/ml

Sample data collection/display Django site

Primary LanguagePythonBSD 3-Clause "New" or "Revised" LicenseBSD-3-Clause

ml

Simple ML platform - current iteration just collects data from public APIs and displays/stores, for local use.

Project skeleton originally generated with (including this README) https://github.com/pydanny/cookiecutter-django

LICENSE: BSD

Settings

ml relies extensively on environment settings which will not work with Apache/mod_wsgi setups. It has been deployed successfully with both Gunicorn/Nginx and even uWSGI/Nginx.

For configuration purposes, the following table maps the 'ml' environment variables to their Django setting:

Environment Variable Django Setting Development Default Production Default
DJANGO_CACHES CACHES (default) locmem redis
DJANGO_DATABASES DATABASES (default) See code See code
DJANGO_DEBUG DEBUG True False
DJANGO_SECRET_KEY SECRET_KEY CHANGEME!!! raises error
DJANGO_SECURE_BROWSER_XSS_FILTER SECURE_BROWSER_XSS_FILTER n/a True
DJANGO_SECURE_SSL_REDIRECT SECURE_SSL_REDIRECT n/a True
DJANGO_SECURE_CONTENT_TYPE_NOSNIFF SECURE_CONTENT_TYPE_NOSNIFF n/a True
DJANGO_SECURE_FRAME_DENY SECURE_FRAME_DENY n/a True
DJANGO_SECURE_HSTS_INCLUDE_SUBDOMAINS HSTS_INCLUDE_SUBDOMAINS n/a True
DJANGO_SESSION_COOKIE_HTTPONLY SESSION_COOKIE_HTTPONLY n/a True
DJANGO_SESSION_COOKIE_SECURE SESSION_COOKIE_SECURE n/a False
DJANGO_DEFAULT_FROM_EMAIL DEFAULT_FROM_EMAIL n/a "ml <noreply@example.com>"
DJANGO_SERVER_EMAIL SERVER_EMAIL n/a "ml <noreply@example.com>"
DJANGO_EMAIL_SUBJECT_PREFIX EMAIL_SUBJECT_PREFIX n/a "[ml] "
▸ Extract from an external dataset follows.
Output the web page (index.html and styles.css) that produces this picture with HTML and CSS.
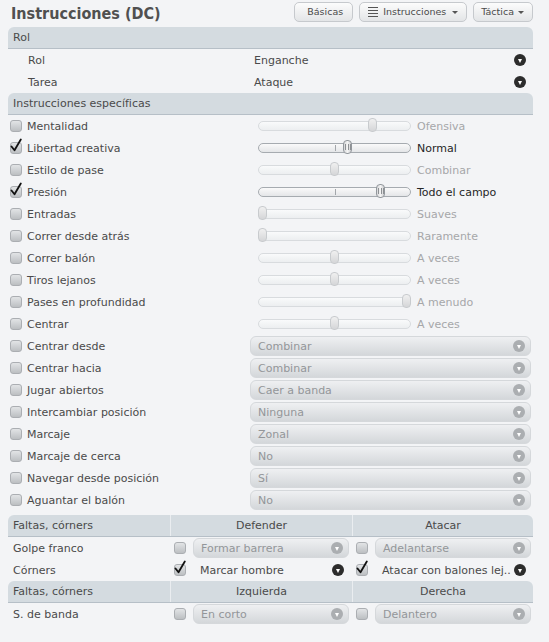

The following table lists settings and their defaults for third-party applications:

Environment Variable Django Setting Development Default Production Default
DJANGO_AWS_ACCESS_KEY_ID AWS_ACCESS_KEY_ID n/a raises error
DJANGO_AWS_SECRET_ACCESS_KEY AWS_SECRET_ACCESS_KEY n/a raises error
DJANGO_AWS_STORAGE_BUCKET_NAME AWS_STORAGE_BUCKET_NAME n/a raises error
DJANGO_SENTRY_DSN SENTRY_DSN n/a raises error
DJANGO_SENTRY_CLIENT SENTRY_CLIENT n/a raven.contrib.django.raven_compat.DjangoClient
DJANGO_SENTRY_LOG_LEVEL SENTRY_LOG_LEVEL n/a logging.INFO
DJANGO_MAILGUN_API_KEY MAILGUN_ACCESS_KEY n/a raises error
DJANGO_MAILGUN_SERVER_NAME MAILGUN_SERVER_NAME n/a raises error

Getting up and running

Basics

The steps below will get you up and running with a local development environment. We assume you have the following installed:

  • pip
  • virtualenv
  • PostgreSQL

First make sure to create and activate a virtualenv, then open a terminal at the project root and install the requirements for local development:

$ pip install -r requirements/local.txt

Create a local PostgreSQL database:

$ createdb ml

Run migrate on your new database:

$ python manage.py migrate

You can now run the runserver_plus command:

$ python manage.py runserver_plus

Open up your browser to http://127.0.0.1:8000/ to see the site running locally.

Setting Up Your Users

To create a normal user account, just go to Sign Up and fill out the form. Once you submit it, you'll see a "Verify Your E-mail Address" page. Go to your console to see a simulated email verification message. Copy the link into your browser. Now the user's email should be verified and ready to go.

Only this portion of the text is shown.